In den Ausschussberatungen wurde durch die Vertreter der Landesregierung - seitens des MdF - zugesichert und als Protokollvermerk festgehalten, dass die Anlagerichtlinien, die dem Ausschuss zur Kenntnis gegeben werden, unter dem Schwellenwert der Versicherungswirtschaft bleiben. Somit wird ein beherrschbares Risiko bei der künftigen Anlage des Geldes in den Anlagerichtlinien definiert. Aufgrund dessen hat meine Fraktion den Antrag zurückgezogen. Über die Richtlinien - unter anderem über die Frage der Risikoklassen - werden wir sicherlich im Ausschuss noch einmal diskutieren und uns verständigen.

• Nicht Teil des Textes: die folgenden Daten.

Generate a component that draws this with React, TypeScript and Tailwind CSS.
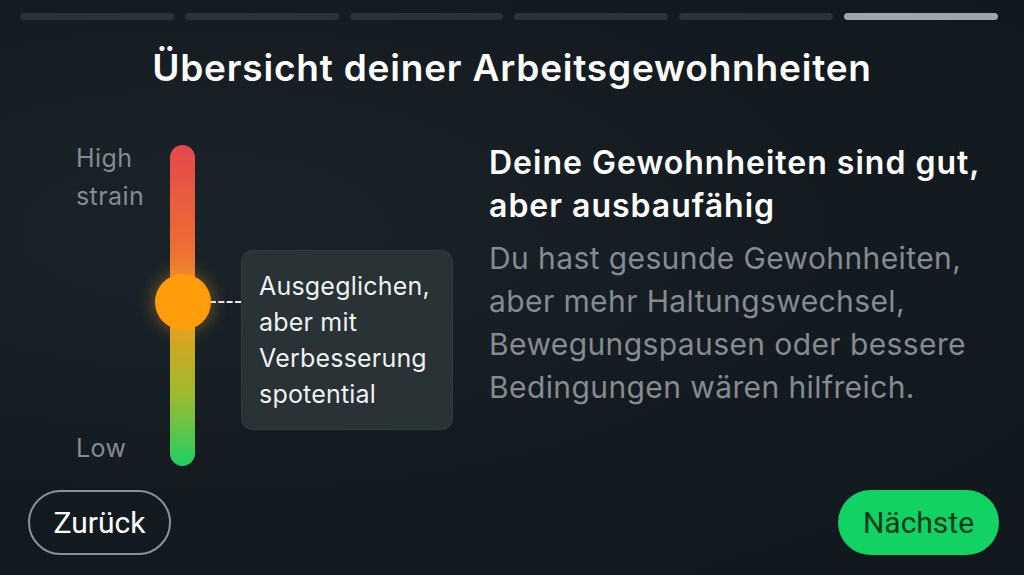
import React from "react";

const steps = [false, false, false, false, false, true];

export default function App() {
  return (
    <div className="flex h-[575px] w-[1024px] flex-col overflow-hidden bg-[radial-gradient(ellipse_at_20%_40%,#1a2428_0%,#141b20_55%,#11181d_100%)] font-['Inter',sans-serif] text-white">
      {/* progress */}
      <div className="flex gap-[11px] pl-[20px] pr-[26px] pt-[13px]">
        {steps.map((active, i) => (
          <div
            key={i}
            className={
              active
                ? "h-[7px] flex-1 rounded-full bg-[#a1a4a8]"
                : "h-[7px] flex-1 rounded-full bg-[#2c3238]"
            }
          />
        ))}
      </div>

      <h1 className="mt-[28px] text-center text-[37px] font-semibold leading-[40px] tracking-[0.8px]">
        Übersicht deiner Arbeitsgewohnheiten
      </h1>

      <div className="mt-[57px] flex flex-1 items-start">
        {/* scale */}
        <div className="ml-[76px] flex items-start">
          <div className="-mt-[6px] flex h-[328px] w-[94px] flex-col justify-between text-[25px] leading-[38px] tracking-[0.4px] text-[#858b90]">
            <div>
              High
              <br />
              strain
            </div>
            <div>Low</div>
          </div>
          <div className="relative h-[321px] w-[25px] rounded-full bg-[linear-gradient(to_bottom,#e5484d_0%,#ec6b34_30%,#f08a2a_45%,#d6a51f_60%,#9cbb2f_78%,#1fcf63_100%)]">
            <div className="absolute left-1/2 top-[129px] h-[56px] w-[56px] -translate-x-1/2 rounded-full bg-[#ff9d0a] shadow-[0_0_18px_rgba(255,170,60,0.45)]" />
          </div>
          <div className="ml-[15px] mt-[156px] w-[31px] border-t-2 border-dashed border-white/90" />
          <div className="mt-[105px] w-[212px] rounded-[12px] border border-white/5 bg-[#293235] px-[17px] py-[17px] text-[25px] leading-[36px] tracking-[0.2px] text-white/95">
            <div>Ausgeglichen,</div>
            <div>aber mit</div>
            <div>Verbesserung</div>
            <div>spotential</div>
          </div>
        </div>

        {/* text */}
        <div className="ml-[36px] -mt-[4px] flex-1 pr-[10px]">
          <h2 className="text-[32px] font-semibold leading-[43px] tracking-[1px] text-white">
            Deine Gewohnheiten sind gut,
            <br />
            aber ausbaufähig
          </h2>
          <p className="mt-[10px] text-[30px] leading-[43px] tracking-[0.4px] text-[#858b90]">
            Du hast gesunde Gewohnheiten,
            <br />
            aber mehr Haltungswechsel,
            <br />
            Bewegungspausen oder bessere
            <br />
            Bedingungen wären hilfreich.
          </p>
        </div>
      </div>

      {/* footer */}
      <div className="flex items-center justify-between pb-[20px] pl-[28px] pr-[25px] font-['Roboto',sans-serif]">
        <button className="h-[65px] w-[143px] rounded-full border-2 border-[#8d9296] text-[30px] text-white">
          Zurück
        </button>
        <button className="h-[65px] w-[161px] rounded-full bg-[#12d264] text-[30px] text-[#0b3a1d]">
          Nächste
        </button>
      </div>
    </div>
  );
}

Die Koalitionsfraktionen werden heute noch einen Änderungsantrag vorlegen, der ihnen sicherlich vor dem Hintergrund gewisser Diskussionen als notwendig erscheint. Bereits vor längerer Zeit wurde die Frage erörtert, ob und inwieweit jährlich fest definierte Zuweisungen für den Fonds im Gesetz festgeschrieben werden sollen. Ich muss Ihnen gestehen: Die derzeitige Regelung - es geschieht nach Maßgabe des Haushalts halte ich für tragfähiger. Schließlich sprechen wir über Zeiträume von 20 bzw. 25 Jahren, in deren Verlauf wir mit Sicherheit mehrere Konjunkturzyklen erleben werden. Zudem werden wir verschiedene wirtschaftliche und soziale Situationen erleben. Insofern ist die Handhabung nach Maßgabe des Haushalts für mich das bessere Instrument, um zu erkennen, wie mit einer weiteren Zuführung umzugehen ist.
In Ihrem Änderungsantrag legen Sie nun fest, dass bei der Haushaltsaufstellung - aufgrund einer Veränderung des § 5 - jedes Mal durch den Finanzminister dargelegt werden müsste, wie hoch die Zuführung zu sein hat, um die Aufgaben des Fonds zu erfüllen.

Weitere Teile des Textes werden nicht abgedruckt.